Assignments 1 and 2 cover various techniques for training word vectors from large text corpora. Assignment 3 deals with dependency parsing, which is the problem of assigning directional relationships to the words of a sentence that collectively capture the grammatical structure and intended meaning of that sentence. Assignment 4 involves implementing and training an LSTM-based model to translate from Cherokee to English, and Assignment 5 applies a generative Transformer model to a task involving real-world knowledge.

Overall, I was happy with the pacing and difficulty level of the assignments. The coding portions were balanced between writing data preprocessing code, and implementing models and training pipelines in Pytorch according to a spec to perform the actual tasks. The written portions were thought-provoking and provided mathematical rigor to concepts that are often introduced in more handwavy ways.

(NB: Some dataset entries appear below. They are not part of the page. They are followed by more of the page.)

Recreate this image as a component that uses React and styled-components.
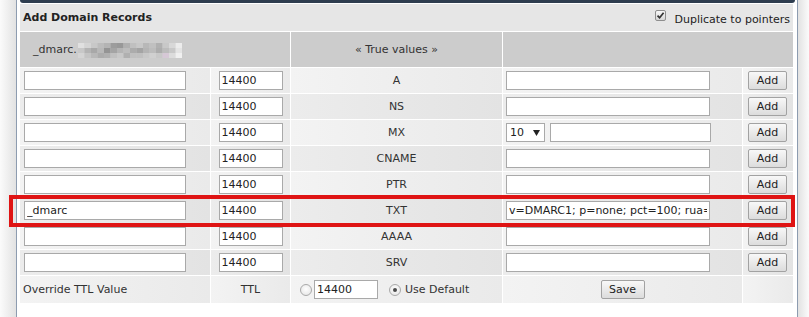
import React from "react";
import styled, { createGlobalStyle, css } from "styled-components";

const Global = createGlobalStyle`
  html, body { margin: 0; padding: 0; background: #fff; }
  body {
    font-family: "DejaVu Sans", Verdana, sans-serif;
    font-size: 11px;
    color: #2b2b2b;
  }
`;

const FONT = `"DejaVu Sans", Verdana, sans-serif`;

const Page = styled.div`
  position: relative;
  display: flex;
  width: 809px;
  height: 317px;
  overflow: hidden;
`;

const Shadow = styled.div`
  flex: none;
  width: ${(p) => p.$w}px;
  background: linear-gradient(
    ${(p) => (p.$side === "left" ? "to right" : "to left")},
    #fbfbfb,
    #e2e2e2
  );
`;

const Panel = styled.div`
  flex: none;
  width: 773px;
  padding: 0 4px 0 3px;
  border-left: 1px solid #8d9cb0;
  border-right: 1px solid #8d9cb0;
  background: #fff;
`;

const TopBar = styled.div`
  height: 3px;
  margin: 0 -2px 1px 0;
  background: #2e3d4f;
  border-radius: 0 0 3px 3px;
`;

const Grid = styled.div`
  display: grid;
  grid-template-columns: 190px 79px 211px 239px 50px;
  grid-template-rows: 27px 35px repeat(8, 25px) 27px;
  gap: 1px;
  background: #fff;
`;

const TitleRow = styled.div`
  grid-column: 1 / -1;
  display: flex;
  justify-content: space-between;
  align-items: center;
  padding: 0 3px;
  background: #e6e6e6;
`;

const Title = styled.span`
  font-weight: bold;
  color: #222;
  margin-top: -1px;
`;

const CheckLabel = styled.label`
  align-self: flex-start;
  margin-top: 6px;
  display: flex;
  align-items: flex-start;
  gap: 8px;
  color: #222;
`;

const CheckText = styled.span`
  padding-top: 3px;
`;

const CheckBox = styled.span`
  box-sizing: border-box;
  width: 11px;
  height: 11px;
  border: 1px solid #8e8e8e;
  border-radius: 2px;
  background: linear-gradient(#f8f8f8, #d6d6d6);
  display: flex;
  align-items: center;
  justify-content: center;
`;

const HeadCell = styled.div`
  grid-column: span ${(p) => p.$span || 1};
  display: flex;
  align-items: center;
  justify-content: ${(p) => (p.$center ? "center" : "flex-start")};
  padding-left: ${(p) => p.$pad || 0}px;
  background: #cccccc;
  color: #333;
`;

const Cell = styled.div`
  display: flex;
  align-items: center;
  justify-content: ${(p) => p.$justify || "flex-start"};
  padding-left: ${(p) => p.$pad || 0}px;
  gap: ${(p) => p.$gap || 0}px;
  color: #333;
  ${(p) =>
    p.$alt
      ? css`background: linear-gradient(to right, #ececec, #e3e3e3);`
      : css`background: linear-gradient(to right, #f3f3f3, #eaeaea);`}
`;

const TextInput = styled.input`
  box-sizing: border-box;
  width: ${(p) => p.$w}px;
  height: 19px;
  margin: 0;
  padding: 0 2px;
  border: 1px solid #a9a9a9;
  border-radius: 0;
  background: #fff;
  font: 11px ${FONT};
  color: #222;
  outline: none;
`;

const Button = styled.button`
  box-sizing: border-box;
  width: ${(p) => p.$w}px;
  height: 19px;
  margin: 0;
  padding: 0;
  border: 1px solid #a2a2a2;
  border-radius: 2px;
  background: linear-gradient(#f8f8f8, #dcdcdc);
  font: 11px ${FONT};
  color: #222;
`;

const SelectBox = styled.div`
  box-sizing: border-box;
  width: 39px;
  height: 19px;
  border: 1px solid #a9a9a9;
  background: #fff;
  display: flex;
  align-items: center;
  padding-left: 3px;
  gap: 9px;
  color: #222;
`;

const Radio = styled.span`
  position: relative;
  box-sizing: border-box;
  flex: none;
  width: 12px;
  height: 12px;
  border-radius: 50%;
  border: 1px solid #a9a9a9;
  background: radial-gradient(circle at 50% 40%, #fefefe, #e2e2e2);
  ${(p) =>
    p.$checked &&
    css`
      &::after {
        content: "";
        position: absolute;
        left: 3px;
        top: 3px;
        width: 4px;
        height: 4px;
        border-radius: 50%;
        background: #4a4a4a;
      }
    `}
`;

const OverrideCell = styled(Cell)`
  padding-left: 9px;
`;

const Highlight = styled.div`
  position: absolute;
  left: 9px;
  top: 195px;
  width: 786px;
  height: 32px;
  box-sizing: border-box;
  border: 4px solid #df1414;
  pointer-events: none;
`;

const mosaic = [
  ["e0", "d4", "c8", "bc", "b4", "9c", "98", "b0", "c0", "c8", "b8", "c0", "b0", "c8", "d8", "ec"],
  ["c8", "b4", "a8", "b8", "94", "a4", "b4", "bc", "ac", "a4", "b4", "bc", "ac", "bc", "c8", "e4"],
  ["d4", "c4", "b8", "ac", "b0", "c0", "c8", "b0", "c0", "c0", "c8", "d0", "c8", "d0", "dc", "f0"],
];

const Redacted = () => (
  <svg width="104" height="15" viewBox="0 0 104 15" style={{ marginLeft: 1, marginTop: 2 }}>
    {mosaic.map((row, r) =>
      row.map((g, c) => (
        <rect
          key={`${r}-${c}`}
          x={c * 6.5}
          y={r * 5}
          width="6.6"
          height="5.1"
          fill={r === 2 && c === 13 ? "#d6c8d6" : `#${g}${g}${g}`}
        />
      ))
    )}
  </svg>
);

const Check = () => (
  <svg width="9" height="9" viewBox="0 0 9 9">
    <path d="M1.5 4.6 L3.6 6.8 L7.6 1.8" fill="none" stroke="#333" strokeWidth="1.7" />
  </svg>
);

const Arrow = () => (
  <svg width="7" height="6" viewBox="0 0 7 6">
    <path d="M0 0 H7 L3.5 6 Z" fill="#222" />
  </svg>
);

const rows = [
  { type: "A" },
  { type: "NS" },
  { type: "MX", mx: true },
  { type: "CNAME" },
  { type: "PTR" },
  { type: "TXT", name: "_dmarc", value: "v=DMARC1; p=none; pct=100; rua=mailto:" },
  { type: "AAAA" },
  { type: "SRV" },
];

export default function App() {
  return (
    <>
      <Global />
      <Page>
        <Shadow $side="left" $w={16} />
        <Panel>
          <TopBar />
          <Grid>
            <TitleRow>
              <Title>Add Domain Records</Title>
              <CheckLabel>
                <CheckBox>
                  <Check />
                </CheckBox>
                <CheckText>Duplicate to pointers</CheckText>
              </CheckLabel>
            </TitleRow>

            <HeadCell $span={2} $pad={13}>
              _dmarc.
              <Redacted />
            </HeadCell>
            <HeadCell $center>« True values »</HeadCell>
            <HeadCell $span={2} />

            {rows.map((r, i) => {
              const alt = i % 2 === 1;
              return (
                <React.Fragment key={r.type}>
                  <Cell $alt={alt} $pad={4}>
                    <TextInput $w={162} defaultValue={r.name || ""} />
                  </Cell>
                  <Cell $alt={alt} $justify="center">
                    <TextInput $w={64} defaultValue="14400" />
                  </Cell>
                  <Cell $alt={alt} $justify="center">
                    {r.type}
                  </Cell>
                  <Cell $alt={alt} $pad={3} $gap={5}>
                    {r.mx ? (
                      <>
                        <SelectBox>
                          <span>10</span>
                          <Arrow />
                        </SelectBox>
                        <TextInput $w={161} defaultValue="" />
                      </>
                    ) : (
                      <TextInput $w={204} defaultValue={r.value || ""} />
                    )}
                  </Cell>
                  <Cell $alt={alt} $pad={5}>
                    <Button $w={39}>Add</Button>
                  </Cell>
                </React.Fragment>
              );
            })}

            <Cell $pad={3}>Override TTL Value</Cell>
            <Cell $justify="center">TTL</Cell>
            <OverrideCell>
              <Radio />
              <TextInput $w={64} defaultValue="14400" style={{ marginLeft: 2 }} />
              <Radio $checked style={{ marginLeft: 11 }} />
              <span style={{ marginLeft: 4 }}>Use Default</span>
            </OverrideCell>
            <Cell $justify="center">
              <Button $w={44}>Save</Button>
            </Cell>
            <Cell />
          </Grid>
        </Panel>
        <Shadow $side="right" $w={11} />
        <Highlight />
      </Page>
    </>
  );
}
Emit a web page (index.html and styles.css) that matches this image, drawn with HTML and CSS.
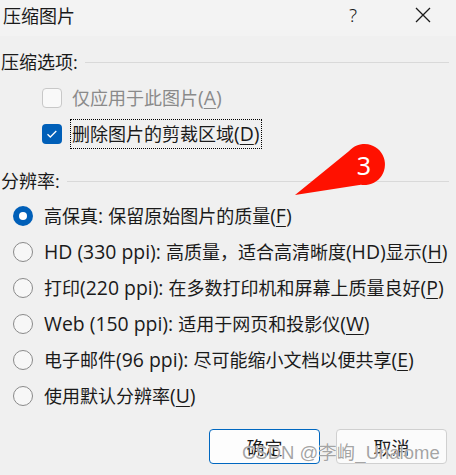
FILE: index.html
```html
<!DOCTYPE html>
<html lang="zh-CN">
<head>
<meta charset="utf-8">
<title>压缩图片</title>
<link rel="stylesheet" href="styles.css">
</head>
<body>
<div class="dialog">
  <div class="titlebar">
    <span class="title">压缩图片</span>
    <span class="help">?</span>
    <span class="close">
      <svg width="16" height="16" viewBox="0 0 16 16"><path d="M1 1 L15 15 M15 1 L1 15" stroke="#1a1a1a" stroke-width="1.3" fill="none"/></svg>
    </span>
  </div>

  <div class="group-head first"><span class="label">压缩选项:</span><span class="rule"></span></div>
  <div class="check-row">
    <span class="checkbox disabled"></span>
    <span class="check-label disabled-text">仅应用于此图片<span class="lat">(<u>A</u>)</span></span>
  </div>
  <div class="check-row">
    <span class="checkbox checked">
      <svg width="20" height="20" viewBox="0 0 20 20"><path d="M5.5 10.2 L8.3 13 L14.3 7" stroke="#fff" stroke-width="1.3" fill="none"/></svg>
    </span>
    <span class="check-label focused">删除图片的剪裁区域<span class="lat">(<u>D</u>)</span></span>
  </div>

  <div class="group-head second"><span class="label">分辨率:</span><span class="rule"></span></div>
  <div class="radio-list">
    <div class="radio-row"><span class="radio selected"></span><span class="radio-label">高保真<span class="lat">: </span>保留原始图片的质量<span class="lat">(<u>F</u>)</span></span></div>
    <div class="radio-row"><span class="radio"></span><span class="radio-label"><span class="lat">HD (330 ppi): </span>高质量，适合高清晰度<span class="lat">(HD)</span>显示<span class="lat">(<u>H</u>)</span></span></div>
    <div class="radio-row"><span class="radio"></span><span class="radio-label">打印<span class="lat">(220 ppi): </span>在多数打印机和屏幕上质量良好<span class="lat">(<u>P</u>)</span></span></div>
    <div class="radio-row"><span class="radio"></span><span class="radio-label"><span class="lat">Web (150 ppi): </span>适用于网页和投影仪<span class="lat">(<u>W</u>)</span></span></div>
    <div class="radio-row"><span class="radio"></span><span class="radio-label">电子邮件<span class="lat">(96 ppi): </span>尽可能缩小文档以便共享<span class="lat">(<u>E</u>)</span></span></div>
    <div class="radio-row"><span class="radio"></span><span class="radio-label">使用默认分辨率<span class="lat">(<u>U</u>)</span></span></div>
  </div>

  <div class="buttons">
    <button class="btn primary">确定</button>
    <button class="btn">取消</button>
  </div>

  <svg class="callout" width="456" height="475" viewBox="0 0 456 475">
    <path d="M295 195 L348.8 151.3 A20.5 20.5 0 1 1 360.9 184.7 Z" fill="#ff1100"/>
    <text x="364" y="174.5" text-anchor="middle" class="callout-num">3</text>
  </svg>

  <div class="watermark">CSDN @李峋_Unalome</div>
</div>
</body>
</html>
```
FILE: styles.css
```css
html, body {
  margin: 0;
  padding: 0;
  background: #f0f0f0;
}

body {
  font-family: "Open Sans", "Noto Sans CJK SC", sans-serif;
  font-size: 18px;
  color: #1a1a1a;
}

.dialog {
  position: relative;
  width: 456px;
  height: 475px;
  overflow: hidden;
  background: #f0f0f0;
}

.titlebar {
  height: 36px;
  display: flex;
  align-items: center;
  padding-left: 3px;
  background: #f3f3f3;
  box-sizing: border-box;
}

.title {
  font-family: "Noto Sans CJK SC", sans-serif;
  line-height: 1;
  margin-top: -6px;
}

.help {
  margin-left: auto;
  font-family: "Noto Sans", sans-serif;
  font-weight: 300;
  font-size: 19px;
  line-height: 1;
  margin-top: -6px;
  margin-right: 58px;
}

.close {
  display: flex;
  margin-right: 25px;
  margin-top: -6px;
}

.lat {
  font-size: 19.4px;
}

.group-head {
  height: 28px;
  display: flex;
  align-items: center;
  padding-left: 1px;
  padding-right: 7px;
}

.group-head.first {
  margin-top: 12px;
  margin-bottom: 4px;
}

.group-head.second {
  margin-top: 15px;
}

.group-head .label {
  line-height: 1;
}

.rule {
  flex: 1;
  height: 1px;
  background: #d9d9d9;
  margin-left: 7px;
}

.check-row {
  height: 36px;
  display: flex;
  align-items: center;
  padding-left: 42px;
}

.checkbox {
  width: 20px;
  height: 20px;
  box-sizing: border-box;
  border-radius: 4px;
  margin-right: 8px;
  display: flex;
  flex-shrink: 0;
}

.checkbox.disabled {
  border: 1px solid #c8c8c8;
  background: #f9f9f9;
}

.checkbox.checked {
  background: #005fb8;
}

.check-label {
  padding: 0 1px;
  border: 1px dotted transparent;
  line-height: 28px;
  white-space: nowrap;
}

.check-label.focused {
  border: 1px dotted #000;
}

.disabled-text {
  color: #8a8a8a;
}

u {
  text-decoration-thickness: 1px;
  text-underline-offset: 3px;
}

.radio-list {
  margin-top: 3px;
  display: flex;
  flex-direction: column;
}

.radio-row {
  height: 36px;
  display: flex;
  align-items: center;
  padding-left: 13px;
}

.radio {
  width: 20px;
  height: 20px;
  box-sizing: border-box;
  border-radius: 50%;
  border: 1px solid #8a8a8a;
  background: #f7f7f7;
  margin-right: 11px;
  flex-shrink: 0;
  display: flex;
  align-items: center;
  justify-content: center;
}

.radio.selected {
  border: none;
  background: #005fb8;
}

.radio.selected::after {
  content: "";
  width: 8px;
  height: 8px;
  border-radius: 50%;
  background: #fff;
}

.radio-label {
  white-space: nowrap;
  line-height: 1;
}

.buttons {
  margin-top: 15px;
  display: flex;
  justify-content: flex-end;
  gap: 16px;
  padding-right: 9px;
}

.btn {
  width: 111px;
  height: 35px;
  box-sizing: border-box;
  border-radius: 4px;
  border: 1px solid #d0d0d0;
  background: #fbfbfb;
  font-family: "Noto Sans CJK SC", sans-serif;
  font-size: 18px;
  color: #1a1a1a;
  padding: 0;
  line-height: 1;
}

.btn.primary {
  border: 1px solid #0067c0;
  background: #fdfdfd;
}

.callout {
  position: absolute;
  left: 0;
  top: 0;
  pointer-events: none;
}

.callout-num {
  font-family: "Noto Sans", sans-serif;
  font-size: 25px;
  fill: #fff;
}

.watermark {
  position: absolute;
  left: 242px;
  top: 444px;
  font-family: "Liberation Sans", "Noto Sans CJK SC", sans-serif;
  font-size: 18.5px;
  line-height: 1;
  color: rgba(105, 105, 105, 0.62);
  text-shadow: 0 0 1px rgba(255, 255, 255, 1), 0 0 1px rgba(255, 255, 255, 1);
  white-space: nowrap;
  pointer-events: none;
}
```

Because this course skips the final project, the assignments only cover about half of the curriculum. Subsequent modules delve deeper into applications of the Transformer architecture, along with techniques for training, improving, and evaluating models in NLP.


Conclusion [Top]

I had a good experience with this course, and would recommend it to anyone looking for an efficient but thorough introduction to (or review of) modern NLP. The decision to pursue the course through the SCPD versus self-study comes down to the need for guidance from the CFs and fellow students, financial considerations, and professional considerations such as certification and networking. I think that the SCPD option gets you through the curriculum faster. Either way, this course will leave you prepared to apply existing NLP models to real-world problems, develop your own models, and follow along with the latest research.